## Written problem
From the records below, pull each line that has "TypeScript".

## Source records
[start]
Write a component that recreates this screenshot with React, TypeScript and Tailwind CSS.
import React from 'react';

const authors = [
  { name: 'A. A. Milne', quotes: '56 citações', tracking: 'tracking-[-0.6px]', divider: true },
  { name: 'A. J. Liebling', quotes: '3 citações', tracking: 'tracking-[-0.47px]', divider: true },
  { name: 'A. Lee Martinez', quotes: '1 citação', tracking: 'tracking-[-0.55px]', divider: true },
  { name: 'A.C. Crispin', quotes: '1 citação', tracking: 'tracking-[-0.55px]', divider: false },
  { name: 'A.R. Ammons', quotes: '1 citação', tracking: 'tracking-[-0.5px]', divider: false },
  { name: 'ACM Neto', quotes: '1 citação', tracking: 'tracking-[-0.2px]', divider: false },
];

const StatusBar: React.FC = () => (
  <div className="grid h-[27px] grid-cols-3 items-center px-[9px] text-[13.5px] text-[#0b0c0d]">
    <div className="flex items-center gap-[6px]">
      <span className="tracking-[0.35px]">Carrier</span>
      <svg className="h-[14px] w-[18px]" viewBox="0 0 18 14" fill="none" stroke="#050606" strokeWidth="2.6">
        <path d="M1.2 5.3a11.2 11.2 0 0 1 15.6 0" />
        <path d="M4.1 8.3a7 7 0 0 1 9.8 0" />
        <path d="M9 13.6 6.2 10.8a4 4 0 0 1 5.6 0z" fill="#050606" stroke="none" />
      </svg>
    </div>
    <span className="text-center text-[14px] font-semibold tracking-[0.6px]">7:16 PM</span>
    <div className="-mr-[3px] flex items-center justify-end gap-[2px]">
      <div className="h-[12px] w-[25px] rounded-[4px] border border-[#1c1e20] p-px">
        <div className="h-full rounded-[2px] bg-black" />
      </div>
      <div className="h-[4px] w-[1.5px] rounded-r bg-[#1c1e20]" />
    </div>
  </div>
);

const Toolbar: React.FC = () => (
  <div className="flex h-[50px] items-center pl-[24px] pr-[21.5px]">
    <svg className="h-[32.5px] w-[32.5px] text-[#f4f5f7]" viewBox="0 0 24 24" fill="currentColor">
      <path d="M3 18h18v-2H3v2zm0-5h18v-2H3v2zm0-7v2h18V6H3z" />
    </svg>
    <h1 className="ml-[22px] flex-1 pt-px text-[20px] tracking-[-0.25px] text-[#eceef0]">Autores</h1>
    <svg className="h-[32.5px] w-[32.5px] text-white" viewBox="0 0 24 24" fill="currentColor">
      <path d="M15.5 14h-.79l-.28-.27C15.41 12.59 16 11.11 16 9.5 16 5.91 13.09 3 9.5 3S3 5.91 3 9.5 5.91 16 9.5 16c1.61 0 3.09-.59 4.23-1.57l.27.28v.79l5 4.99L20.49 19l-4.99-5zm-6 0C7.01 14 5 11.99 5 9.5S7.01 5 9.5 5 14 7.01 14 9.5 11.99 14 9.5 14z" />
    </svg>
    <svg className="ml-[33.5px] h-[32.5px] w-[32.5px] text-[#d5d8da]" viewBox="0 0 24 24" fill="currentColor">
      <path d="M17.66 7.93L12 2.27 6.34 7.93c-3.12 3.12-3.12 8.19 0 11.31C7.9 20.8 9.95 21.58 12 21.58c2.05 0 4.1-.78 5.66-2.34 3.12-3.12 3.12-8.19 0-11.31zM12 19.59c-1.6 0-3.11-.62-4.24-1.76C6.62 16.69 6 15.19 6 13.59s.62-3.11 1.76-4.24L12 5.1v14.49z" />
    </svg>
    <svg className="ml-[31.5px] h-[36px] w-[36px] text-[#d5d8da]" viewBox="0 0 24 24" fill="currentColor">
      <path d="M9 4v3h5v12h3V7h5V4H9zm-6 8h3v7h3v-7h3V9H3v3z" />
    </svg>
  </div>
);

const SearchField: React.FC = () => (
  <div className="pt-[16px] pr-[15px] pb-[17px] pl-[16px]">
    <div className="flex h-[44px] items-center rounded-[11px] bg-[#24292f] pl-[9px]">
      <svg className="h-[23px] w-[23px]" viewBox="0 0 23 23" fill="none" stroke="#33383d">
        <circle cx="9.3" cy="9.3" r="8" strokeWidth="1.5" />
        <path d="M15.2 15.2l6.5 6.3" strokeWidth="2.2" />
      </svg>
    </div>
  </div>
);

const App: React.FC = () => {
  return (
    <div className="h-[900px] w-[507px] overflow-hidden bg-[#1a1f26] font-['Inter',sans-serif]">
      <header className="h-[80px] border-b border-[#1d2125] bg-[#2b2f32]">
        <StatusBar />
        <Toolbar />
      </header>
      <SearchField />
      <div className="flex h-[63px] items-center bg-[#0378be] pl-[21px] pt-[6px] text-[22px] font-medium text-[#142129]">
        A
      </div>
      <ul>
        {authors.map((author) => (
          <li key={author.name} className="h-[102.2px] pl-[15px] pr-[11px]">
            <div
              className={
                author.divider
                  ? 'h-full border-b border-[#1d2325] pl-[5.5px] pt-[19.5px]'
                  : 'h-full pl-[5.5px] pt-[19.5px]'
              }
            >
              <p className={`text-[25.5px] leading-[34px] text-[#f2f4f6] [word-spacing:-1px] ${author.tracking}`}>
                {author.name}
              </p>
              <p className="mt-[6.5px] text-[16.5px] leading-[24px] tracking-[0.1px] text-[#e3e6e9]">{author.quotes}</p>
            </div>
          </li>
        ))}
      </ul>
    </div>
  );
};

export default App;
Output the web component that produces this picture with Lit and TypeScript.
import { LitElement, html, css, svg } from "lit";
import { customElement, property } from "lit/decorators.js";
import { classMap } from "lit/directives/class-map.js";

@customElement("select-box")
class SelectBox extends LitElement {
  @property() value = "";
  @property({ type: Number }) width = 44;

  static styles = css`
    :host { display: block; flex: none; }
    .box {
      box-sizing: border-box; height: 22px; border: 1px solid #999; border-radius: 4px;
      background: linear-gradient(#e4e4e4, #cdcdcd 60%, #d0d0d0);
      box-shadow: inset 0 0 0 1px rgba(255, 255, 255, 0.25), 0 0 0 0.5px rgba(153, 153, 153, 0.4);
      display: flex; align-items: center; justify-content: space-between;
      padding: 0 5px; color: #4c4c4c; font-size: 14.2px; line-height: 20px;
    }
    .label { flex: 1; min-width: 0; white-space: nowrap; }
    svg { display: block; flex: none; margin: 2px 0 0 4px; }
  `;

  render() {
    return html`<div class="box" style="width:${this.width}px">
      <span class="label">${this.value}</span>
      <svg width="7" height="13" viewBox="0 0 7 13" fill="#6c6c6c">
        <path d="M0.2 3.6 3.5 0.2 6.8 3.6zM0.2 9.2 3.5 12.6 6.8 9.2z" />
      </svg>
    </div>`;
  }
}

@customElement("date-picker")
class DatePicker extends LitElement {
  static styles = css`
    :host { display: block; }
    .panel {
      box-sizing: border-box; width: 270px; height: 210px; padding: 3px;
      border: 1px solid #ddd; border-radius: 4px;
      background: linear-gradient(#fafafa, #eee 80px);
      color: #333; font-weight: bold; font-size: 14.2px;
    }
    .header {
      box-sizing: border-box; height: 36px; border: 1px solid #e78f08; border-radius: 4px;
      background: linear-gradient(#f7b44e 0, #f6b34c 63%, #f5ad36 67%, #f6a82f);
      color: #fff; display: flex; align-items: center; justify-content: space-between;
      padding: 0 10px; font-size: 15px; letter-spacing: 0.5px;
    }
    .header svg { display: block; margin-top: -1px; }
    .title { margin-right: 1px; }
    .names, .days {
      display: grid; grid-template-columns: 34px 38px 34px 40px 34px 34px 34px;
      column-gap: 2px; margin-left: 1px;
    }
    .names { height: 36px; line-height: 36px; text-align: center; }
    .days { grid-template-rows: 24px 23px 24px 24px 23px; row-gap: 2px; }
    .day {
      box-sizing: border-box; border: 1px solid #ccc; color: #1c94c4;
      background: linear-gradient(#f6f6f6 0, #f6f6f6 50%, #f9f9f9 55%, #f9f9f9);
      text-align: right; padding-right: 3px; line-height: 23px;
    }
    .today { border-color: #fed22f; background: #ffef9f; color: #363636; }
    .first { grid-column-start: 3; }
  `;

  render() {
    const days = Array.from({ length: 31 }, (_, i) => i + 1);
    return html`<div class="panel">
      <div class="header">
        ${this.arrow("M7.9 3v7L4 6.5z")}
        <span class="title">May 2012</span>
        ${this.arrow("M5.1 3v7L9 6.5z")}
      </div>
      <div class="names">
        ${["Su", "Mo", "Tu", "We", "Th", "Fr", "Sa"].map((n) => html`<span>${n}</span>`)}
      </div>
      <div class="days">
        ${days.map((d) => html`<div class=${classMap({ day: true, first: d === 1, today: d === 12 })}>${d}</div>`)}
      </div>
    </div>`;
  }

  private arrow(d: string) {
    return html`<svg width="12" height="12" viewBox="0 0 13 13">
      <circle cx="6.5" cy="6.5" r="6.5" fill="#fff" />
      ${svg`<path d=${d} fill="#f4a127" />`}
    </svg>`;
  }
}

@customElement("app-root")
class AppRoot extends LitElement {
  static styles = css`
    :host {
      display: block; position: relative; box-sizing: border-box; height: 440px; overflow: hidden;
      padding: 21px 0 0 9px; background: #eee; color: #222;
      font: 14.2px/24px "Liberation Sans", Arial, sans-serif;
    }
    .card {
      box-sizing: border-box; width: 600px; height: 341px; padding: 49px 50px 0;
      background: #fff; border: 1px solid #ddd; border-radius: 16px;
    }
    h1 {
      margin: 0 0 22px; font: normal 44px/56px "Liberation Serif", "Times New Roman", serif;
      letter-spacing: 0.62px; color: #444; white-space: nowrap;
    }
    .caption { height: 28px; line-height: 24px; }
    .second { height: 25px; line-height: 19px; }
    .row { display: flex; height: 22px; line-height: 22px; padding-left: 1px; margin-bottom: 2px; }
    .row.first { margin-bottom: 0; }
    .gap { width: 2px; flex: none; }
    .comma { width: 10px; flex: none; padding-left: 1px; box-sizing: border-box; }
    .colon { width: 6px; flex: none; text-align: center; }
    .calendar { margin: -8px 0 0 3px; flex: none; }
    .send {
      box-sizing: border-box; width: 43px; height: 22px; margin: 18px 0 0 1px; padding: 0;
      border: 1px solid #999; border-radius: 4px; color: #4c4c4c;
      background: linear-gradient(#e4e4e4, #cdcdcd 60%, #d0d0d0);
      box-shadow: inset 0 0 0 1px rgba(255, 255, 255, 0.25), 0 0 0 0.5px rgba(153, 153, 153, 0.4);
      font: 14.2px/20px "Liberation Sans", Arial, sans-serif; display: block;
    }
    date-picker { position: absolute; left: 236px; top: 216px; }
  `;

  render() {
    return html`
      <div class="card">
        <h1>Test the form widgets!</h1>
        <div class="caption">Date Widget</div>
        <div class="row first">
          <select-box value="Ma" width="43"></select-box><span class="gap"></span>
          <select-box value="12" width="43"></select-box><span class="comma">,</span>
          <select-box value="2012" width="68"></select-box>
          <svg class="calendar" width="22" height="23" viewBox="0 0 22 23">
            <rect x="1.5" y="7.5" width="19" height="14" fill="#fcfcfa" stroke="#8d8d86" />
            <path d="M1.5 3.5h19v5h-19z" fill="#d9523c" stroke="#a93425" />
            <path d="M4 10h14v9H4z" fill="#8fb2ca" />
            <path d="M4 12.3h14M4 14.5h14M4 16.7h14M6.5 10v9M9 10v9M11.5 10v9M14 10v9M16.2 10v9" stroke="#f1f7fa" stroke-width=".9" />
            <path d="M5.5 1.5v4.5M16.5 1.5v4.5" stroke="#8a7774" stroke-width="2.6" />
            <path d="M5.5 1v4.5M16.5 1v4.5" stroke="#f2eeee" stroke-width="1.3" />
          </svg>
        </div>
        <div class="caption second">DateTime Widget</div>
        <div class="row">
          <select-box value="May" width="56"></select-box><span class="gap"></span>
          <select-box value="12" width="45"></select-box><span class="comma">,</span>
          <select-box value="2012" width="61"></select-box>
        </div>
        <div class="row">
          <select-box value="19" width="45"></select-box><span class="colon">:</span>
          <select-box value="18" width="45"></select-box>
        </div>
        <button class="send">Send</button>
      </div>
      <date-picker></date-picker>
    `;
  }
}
[end]
## Answer in full
Write a component that recreates this screenshot with React, TypeScript and Tailwind CSS.
Output the web component that produces this picture with Lit and TypeScript.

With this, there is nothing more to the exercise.